- **Task to complete**
Restate all the material verbatim, except for the pictures.

# Extracted entries start

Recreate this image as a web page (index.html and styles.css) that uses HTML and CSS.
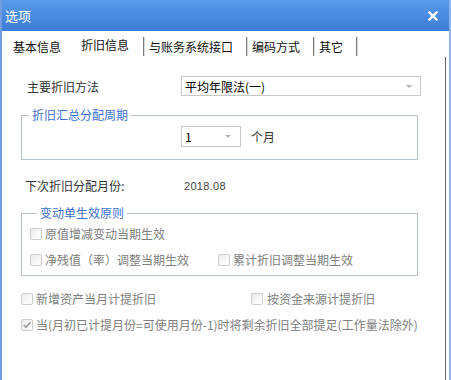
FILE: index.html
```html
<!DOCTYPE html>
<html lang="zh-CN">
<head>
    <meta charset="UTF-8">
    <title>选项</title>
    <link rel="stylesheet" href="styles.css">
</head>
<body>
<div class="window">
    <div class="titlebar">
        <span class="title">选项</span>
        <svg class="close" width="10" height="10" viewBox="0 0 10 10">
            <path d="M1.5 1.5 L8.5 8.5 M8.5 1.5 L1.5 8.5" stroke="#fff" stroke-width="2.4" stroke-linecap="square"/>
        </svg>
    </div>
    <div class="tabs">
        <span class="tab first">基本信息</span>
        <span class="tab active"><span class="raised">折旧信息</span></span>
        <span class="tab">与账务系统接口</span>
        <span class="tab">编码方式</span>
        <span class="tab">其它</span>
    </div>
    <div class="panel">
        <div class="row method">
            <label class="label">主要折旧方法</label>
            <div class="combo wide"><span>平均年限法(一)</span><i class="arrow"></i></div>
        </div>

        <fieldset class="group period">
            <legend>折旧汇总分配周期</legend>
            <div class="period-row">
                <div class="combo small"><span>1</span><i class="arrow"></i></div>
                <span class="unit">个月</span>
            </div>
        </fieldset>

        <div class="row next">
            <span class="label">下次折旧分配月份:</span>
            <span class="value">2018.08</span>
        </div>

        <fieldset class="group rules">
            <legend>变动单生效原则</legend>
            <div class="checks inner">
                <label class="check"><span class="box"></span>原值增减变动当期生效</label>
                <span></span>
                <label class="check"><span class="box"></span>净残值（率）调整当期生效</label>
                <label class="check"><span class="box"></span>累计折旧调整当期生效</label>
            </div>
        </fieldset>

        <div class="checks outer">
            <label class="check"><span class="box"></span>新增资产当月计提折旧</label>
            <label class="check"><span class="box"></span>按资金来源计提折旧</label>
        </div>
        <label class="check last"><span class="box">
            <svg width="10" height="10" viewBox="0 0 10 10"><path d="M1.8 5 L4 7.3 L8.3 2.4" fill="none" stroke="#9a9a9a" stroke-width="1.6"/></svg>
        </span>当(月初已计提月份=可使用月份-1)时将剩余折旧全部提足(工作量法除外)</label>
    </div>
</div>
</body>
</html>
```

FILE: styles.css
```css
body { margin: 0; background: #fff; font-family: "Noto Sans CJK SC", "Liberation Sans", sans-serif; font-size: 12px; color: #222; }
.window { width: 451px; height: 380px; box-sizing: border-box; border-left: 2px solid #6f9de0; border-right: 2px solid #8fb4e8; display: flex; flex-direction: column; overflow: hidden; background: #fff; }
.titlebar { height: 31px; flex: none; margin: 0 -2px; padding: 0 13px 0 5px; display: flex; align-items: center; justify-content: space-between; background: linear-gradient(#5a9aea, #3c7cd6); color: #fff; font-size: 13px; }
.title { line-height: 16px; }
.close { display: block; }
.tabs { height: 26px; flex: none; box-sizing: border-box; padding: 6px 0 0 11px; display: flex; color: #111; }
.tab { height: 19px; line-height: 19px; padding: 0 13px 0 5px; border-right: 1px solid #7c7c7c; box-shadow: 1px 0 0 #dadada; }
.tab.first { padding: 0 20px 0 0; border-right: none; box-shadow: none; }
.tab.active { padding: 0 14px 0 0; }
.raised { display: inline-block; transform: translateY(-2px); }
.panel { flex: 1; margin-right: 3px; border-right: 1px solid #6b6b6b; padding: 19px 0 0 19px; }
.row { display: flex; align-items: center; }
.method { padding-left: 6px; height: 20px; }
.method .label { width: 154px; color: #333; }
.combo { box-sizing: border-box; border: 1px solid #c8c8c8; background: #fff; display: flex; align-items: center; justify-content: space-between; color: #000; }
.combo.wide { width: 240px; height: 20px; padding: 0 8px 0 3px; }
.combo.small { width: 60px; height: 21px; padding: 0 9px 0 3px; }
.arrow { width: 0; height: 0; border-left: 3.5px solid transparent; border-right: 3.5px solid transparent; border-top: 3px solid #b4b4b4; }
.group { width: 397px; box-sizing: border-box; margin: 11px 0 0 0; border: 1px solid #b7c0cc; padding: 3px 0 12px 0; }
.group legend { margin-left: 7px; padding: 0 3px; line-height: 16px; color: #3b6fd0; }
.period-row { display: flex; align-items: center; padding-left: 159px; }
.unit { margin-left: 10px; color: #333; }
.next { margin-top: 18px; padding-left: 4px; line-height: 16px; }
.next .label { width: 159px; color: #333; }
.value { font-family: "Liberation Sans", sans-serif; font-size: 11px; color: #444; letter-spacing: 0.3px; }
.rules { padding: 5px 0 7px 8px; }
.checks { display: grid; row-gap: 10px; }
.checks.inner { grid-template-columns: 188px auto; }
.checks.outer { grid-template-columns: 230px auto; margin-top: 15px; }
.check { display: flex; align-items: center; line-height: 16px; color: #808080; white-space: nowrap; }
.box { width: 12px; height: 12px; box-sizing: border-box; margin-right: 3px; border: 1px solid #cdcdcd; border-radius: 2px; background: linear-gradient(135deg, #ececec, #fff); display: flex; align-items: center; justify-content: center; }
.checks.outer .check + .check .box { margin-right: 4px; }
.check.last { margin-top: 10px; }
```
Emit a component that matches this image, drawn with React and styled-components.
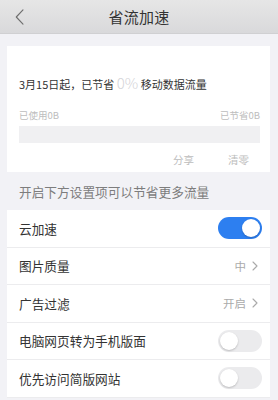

# Extracted entries end

- **Answer**
Recreate this image as a web page (index.html and styles.css) that uses HTML and CSS.
FILE: index.html
```html
<!DOCTYPE html>
<html lang="zh-CN">
<head>
    <meta charset="UTF-8">
    <title>选项</title>
    <link rel="stylesheet" href="styles.css">
</head>
<body>
<div class="window">
    <div class="titlebar">
        <span class="title">选项</span>
        <svg class="close" width="10" height="10" viewBox="0 0 10 10">
            <path d="M1.5 1.5 L8.5 8.5 M8.5 1.5 L1.5 8.5" stroke="#fff" stroke-width="2.4" stroke-linecap="square"/>
        </svg>
    </div>
    <div class="tabs">
        <span class="tab first">基本信息</span>
        <span class="tab active"><span class="raised">折旧信息</span></span>
        <span class="tab">与账务系统接口</span>
        <span class="tab">编码方式</span>
        <span class="tab">其它</span>
    </div>
    <div class="panel">
        <div class="row method">
            <label class="label">主要折旧方法</label>
            <div class="combo wide"><span>平均年限法(一)</span><i class="arrow"></i></div>
        </div>

        <fieldset class="group period">
            <legend>折旧汇总分配周期</legend>
            <div class="period-row">
                <div class="combo small"><span>1</span><i class="arrow"></i></div>
                <span class="unit">个月</span>
            </div>
        </fieldset>

        <div class="row next">
            <span class="label">下次折旧分配月份:</span>
            <span class="value">2018.08</span>
        </div>

        <fieldset class="group rules">
            <legend>变动单生效原则</legend>
            <div class="checks inner">
                <label class="check"><span class="box"></span>原值增减变动当期生效</label>
                <span></span>
                <label class="check"><span class="box"></span>净残值（率）调整当期生效</label>
                <label class="check"><span class="box"></span>累计折旧调整当期生效</label>
            </div>
        </fieldset>

        <div class="checks outer">
            <label class="check"><span class="box"></span>新增资产当月计提折旧</label>
            <label class="check"><span class="box"></span>按资金来源计提折旧</label>
        </div>
        <label class="check last"><span class="box">
            <svg width="10" height="10" viewBox="0 0 10 10"><path d="M1.8 5 L4 7.3 L8.3 2.4" fill="none" stroke="#9a9a9a" stroke-width="1.6"/></svg>
        </span>当(月初已计提月份=可使用月份-1)时将剩余折旧全部提足(工作量法除外)</label>
    </div>
</div>
</body>
</html>
```

FILE: styles.css
```css
body { margin: 0; background: #fff; font-family: "Noto Sans CJK SC", "Liberation Sans", sans-serif; font-size: 12px; color: #222; }
.window { width: 451px; height: 380px; box-sizing: border-box; border-left: 2px solid #6f9de0; border-right: 2px solid #8fb4e8; display: flex; flex-direction: column; overflow: hidden; background: #fff; }
.titlebar { height: 31px; flex: none; margin: 0 -2px; padding: 0 13px 0 5px; display: flex; align-items: center; justify-content: space-between; background: linear-gradient(#5a9aea, #3c7cd6); color: #fff; font-size: 13px; }
.title { line-height: 16px; }
.close { display: block; }
.tabs { height: 26px; flex: none; box-sizing: border-box; padding: 6px 0 0 11px; display: flex; color: #111; }
.tab { height: 19px; line-height: 19px; padding: 0 13px 0 5px; border-right: 1px solid #7c7c7c; box-shadow: 1px 0 0 #dadada; }
.tab.first { padding: 0 20px 0 0; border-right: none; box-shadow: none; }
.tab.active { padding: 0 14px 0 0; }
.raised { display: inline-block; transform: translateY(-2px); }
.panel { flex: 1; margin-right: 3px; border-right: 1px solid #6b6b6b; padding: 19px 0 0 19px; }
.row { display: flex; align-items: center; }
.method { padding-left: 6px; height: 20px; }
.method .label { width: 154px; color: #333; }
.combo { box-sizing: border-box; border: 1px solid #c8c8c8; background: #fff; display: flex; align-items: center; justify-content: space-between; color: #000; }
.combo.wide { width: 240px; height: 20px; padding: 0 8px 0 3px; }
.combo.small { width: 60px; height: 21px; padding: 0 9px 0 3px; }
.arrow { width: 0; height: 0; border-left: 3.5px solid transparent; border-right: 3.5px solid transparent; border-top: 3px solid #b4b4b4; }
.group { width: 397px; box-sizing: border-box; margin: 11px 0 0 0; border: 1px solid #b7c0cc; padding: 3px 0 12px 0; }
.group legend { margin-left: 7px; padding: 0 3px; line-height: 16px; color: #3b6fd0; }
.period-row { display: flex; align-items: center; padding-left: 159px; }
.unit { margin-left: 10px; color: #333; }
.next { margin-top: 18px; padding-left: 4px; line-height: 16px; }
.next .label { width: 159px; color: #333; }
.value { font-family: "Liberation Sans", sans-serif; font-size: 11px; color: #444; letter-spacing: 0.3px; }
.rules { padding: 5px 0 7px 8px; }
.checks { display: grid; row-gap: 10px; }
.checks.inner { grid-template-columns: 188px auto; }
.checks.outer { grid-template-columns: 230px auto; margin-top: 15px; }
.check { display: flex; align-items: center; line-height: 16px; color: #808080; white-space: nowrap; }
.box { width: 12px; height: 12px; box-sizing: border-box; margin-right: 3px; border: 1px solid #cdcdcd; border-radius: 2px; background: linear-gradient(135deg, #ececec, #fff); display: flex; align-items: center; justify-content: center; }
.checks.outer .check + .check .box { margin-right: 4px; }
.check.last { margin-top: 10px; }
```
Emit a component that matches this image, drawn with React and styled-components.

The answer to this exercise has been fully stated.